The amount of pain Rockstar inflicted on their 90K+ users shows that Rockstar didn't care that their game took more than 3 mins to startup for the majority of their users.

As someone who worked on a smaller, but still millions-of-users live-service game, profiling of average resource usage and the loading screens was done periodically even if there were no code changes to the area of the game in question.

Given that our team was over an order of magnitude smaller than Rockstar, I would be very surprised if they did not have anyone even casually browsing a profiler every 3 months or something, though I think at their scale (LinkedIn claims 5k employees) they can probably have a team or two where everyone's entire job description be performance maintenance.

Video games are probably some of the most profiled code there is (from experience).

But the profiling is all done on the game loop; I've never heard of any teams profiling the startup...

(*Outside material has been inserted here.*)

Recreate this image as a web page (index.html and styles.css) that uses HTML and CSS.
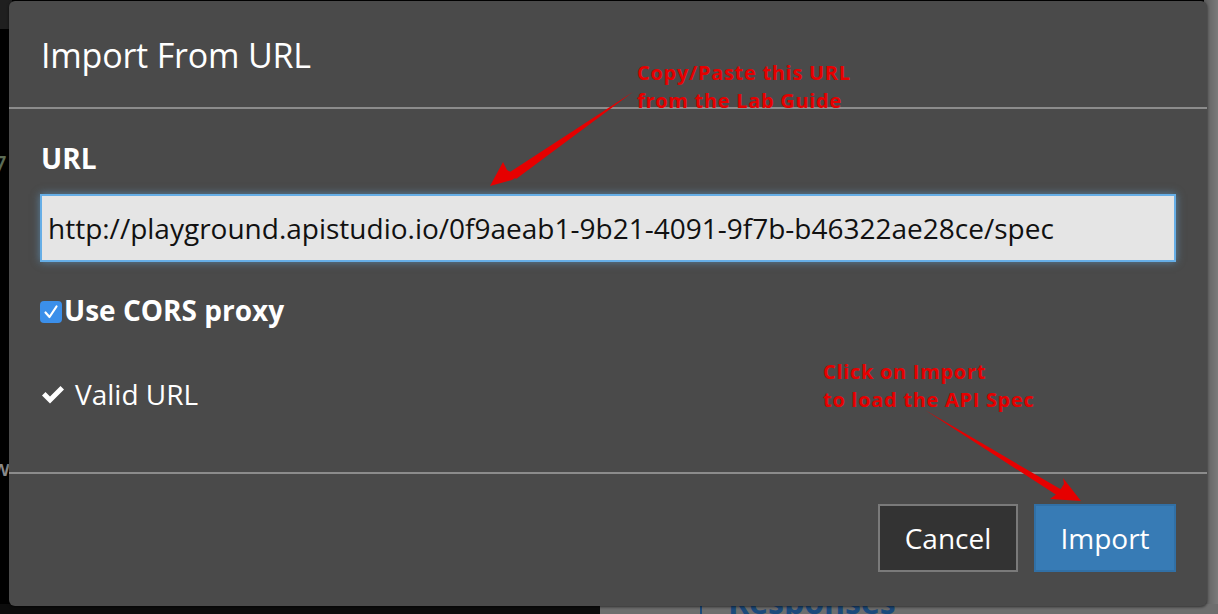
FILE: index.html
```html
<!DOCTYPE html>
<html>
<head>
<meta charset="utf-8">
<link rel="stylesheet" href="styles.css">
</head>
<body>
<div class="backdrop">
  <div class="bg-topstrip"></div>
  <div class="bg-left7">7</div>
  <div class="bg-leftw">w</div>
  <div class="bg-right"></div>
  <div class="bg-bottom">
    <div class="bg-bottom-dark"></div>
    <div class="bg-bottom-line"></div>
    <div class="bg-bottom-text">Responses</div>
  </div>
</div>
<div class="modal">
  <div class="modal-header">
    <h1 class="modal-title">Import From URL</h1>
  </div>
  <div class="modal-body">
    <label class="field-label">URL</label>
    <div class="url-input">http://playground.apistudio.io/0f9aeab1-9b21-4091-9f7b-b46322ae28ce/spec</div>
    <div class="check-row">
      <span class="checkbox"><svg width="22" height="22" viewBox="0 0 22 22"><path d="M5.5 11.5 L9.5 16 L16.5 5.5" fill="none" stroke="#fff" stroke-width="2.2" stroke-linecap="round" stroke-linejoin="round"/></svg></span>
      <span class="check-label">Use CORS proxy</span>
    </div>
    <div class="valid-row">
      <svg class="valid-icon" width="24" height="22" viewBox="0 0 24 22"><path d="M1 11.5 L4.5 8 L9 12.5 L19.5 2 L23 5.5 L9 19.5 Z" fill="#fff"/></svg>
      <span>Valid URL</span>
    </div>
  </div>
  <div class="modal-footer">
    <button class="btn btn-cancel">Cancel</button>
    <button class="btn btn-import">Import</button>
  </div>
</div>
<div class="note note-1">Copy/Paste this URL<br>from the Lab Guide</div>
<div class="note note-2">Click on Import<br>to load the API Spec</div>
<svg class="arrows" width="1218" height="614" viewBox="0 0 1218 614">
  <path d="M633 92 L510 172 L516 179 Z" fill="#e60000"/>
  <path d="M490 186 L503 162 L507 170 L518 176 L512 180 Z" fill="#e60000"/>
  <path d="M925 410 L1062 490 L1058 496 Z" fill="#e60000"/>
  <path d="M1081 501 L1050 499 L1058 493 L1064 484 L1063 478 Z" fill="#e60000"/>
</svg>
</body>
</html>
```
FILE: styles.css
```css
html, body {
  margin: 0;
  padding: 0;
}
body {
  width: 1218px;
  height: 614px;
  background: #000;
  overflow: hidden;
  position: relative;
  font-family: "Open Sans", "Noto Sans", sans-serif;
}
.backdrop {
  position: absolute;
  inset: 0;
}
.bg-topstrip {
  position: absolute;
  left: 0;
  top: 0;
  width: 12px;
  height: 29px;
  background: #1f1f1f;
}
.bg-left7 {
  position: absolute;
  left: -6px;
  top: 148px;
  color: #5b6b55;
  font-size: 22px;
  font-weight: 600;
}
.bg-leftw {
  position: absolute;
  left: -8px;
  top: 452px;
  color: #8a8a8a;
  font-size: 22px;
  font-weight: 600;
}
.bg-right {
  position: absolute;
  right: 0;
  top: 0;
  width: 14px;
  height: 614px;
  background: linear-gradient(90deg, #5e5e5e, #7a7a7a);
}
.bg-bottom {
  position: absolute;
  left: 0;
  bottom: 0;
  width: 1218px;
  height: 10px;
  background: #6e6e6e;
  overflow: hidden;
}
.bg-bottom-dark {
  position: absolute;
  left: 0;
  top: 0;
  width: 600px;
  height: 10px;
  background: #0c0c0c;
}
.bg-bottom-line {
  position: absolute;
  left: 700px;
  top: 0;
  width: 2px;
  height: 10px;
  background: #1c4a7c;
}
.bg-bottom-text {
  position: absolute;
  left: 728px;
  top: -24px;
  font-size: 32px;
  font-weight: 700;
  color: #1c4a7c;
}
.modal {
  position: absolute;
  left: 9px;
  top: 1px;
  width: 1198px;
  height: 605px;
  background: #4a4a4a;
  border-radius: 6px;
  box-shadow: 0 1px 3px rgba(0,0,0,0.6);
  display: flex;
  flex-direction: column;
  color: #fff;
}
.modal-header {
  border-bottom: 2px solid #8c8c8c;
  padding: 0 32px;
  display: flex;
  align-items: center;
  box-sizing: border-box;
  flex: none;
  height: 108px;
}
.modal-title {
  margin: 0;
  font-size: 34px;
  font-weight: 400;
  letter-spacing: -0.2px;
  padding-top: 2px;
}
.modal-body {
  flex: none;
  height: 365px;
  box-sizing: border-box;
  padding: 30px 31px 0 31px;
  border-bottom: 2px solid #8c8c8c;
  display: flex;
  flex-direction: column;
}
.field-label {
  font-size: 28px;
  font-weight: 700;
  padding-left: 1px;
  line-height: 38px;
}
.url-input {
  margin-top: 17px;
  height: 68px;
  box-sizing: border-box;
  background: #e5e5e5;
  border: 2px solid #66aee6;
  box-shadow: 0 0 8px rgba(102,174,230,0.55);
  color: #111;
  font-size: 28px;
  padding: 0 6px;
  display: flex;
  align-items: center;
  white-space: nowrap;
}
.check-row {
  margin-top: 32px;
  display: flex;
  align-items: center;
  height: 32px;
}
.checkbox {
  width: 22px;
  height: 22px;
  border-radius: 4px;
  background: #3b8fea;
  display: flex;
  margin-right: 2px;
  margin-top: 3px;
}
.check-label {
  font-size: 28px;
  font-weight: 700;
  letter-spacing: 0;
}
.valid-row {
  margin-top: 49px;
  display: flex;
  align-items: center;
  gap: 10px;
  font-size: 28px;
  padding-left: 1px;
}
.valid-icon {
  margin-top: 2px;
}
.modal-footer {
  flex: 1;
  display: flex;
  justify-content: flex-end;
  align-items: flex-start;
  gap: 16px;
  padding: 30px 31px 0 0;
}
.btn {
  height: 68px;
  font-family: "Open Sans", "Noto Sans", sans-serif;
  font-size: 28px;
  color: #fff;
  padding: 0;
  cursor: pointer;
}
.btn-cancel {
  width: 140px;
  background: #333;
  border: 2px solid #7a7a7a;
}
.btn-import {
  width: 142px;
  background: #377bb5;
  border: 2px solid #3170a6;
}
.note {
  position: absolute;
  color: #e60000;
  font-family: "Open Sans", "Noto Sans", sans-serif;
  font-weight: 700;
  font-size: 20px;
  line-height: 28px;
  letter-spacing: 0.7px;
}
.note-1 {
  left: 637px;
  top: 59px;
}
.note-2 {
  left: 823px;
  top: 358px;
}
.arrows {
  position: absolute;
  left: 0;
  top: 0;
  pointer-events: none;
}
```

We definitely profile "dev startup" a lot, it directly impacts team speed and ability to work on the codebase. Dev startup usually includes a majority of "user startup" too, so it helps -- but it's also really easy to overlook stuff like "massive mods/mod dirs" and the like.

Speaking from experience... Once, I was so annoyed at a "startup UI"-related dialog taking way (wayyyy) too long to load. I dropped an expletive into Slack and, not much later, I was guided toward fixing my own ~2 year old mistake. We were scanning some "user-generated files" in a way that worked fine but scaled horribly -- the operation went from multiple seconds down to milliseconds. Ugh.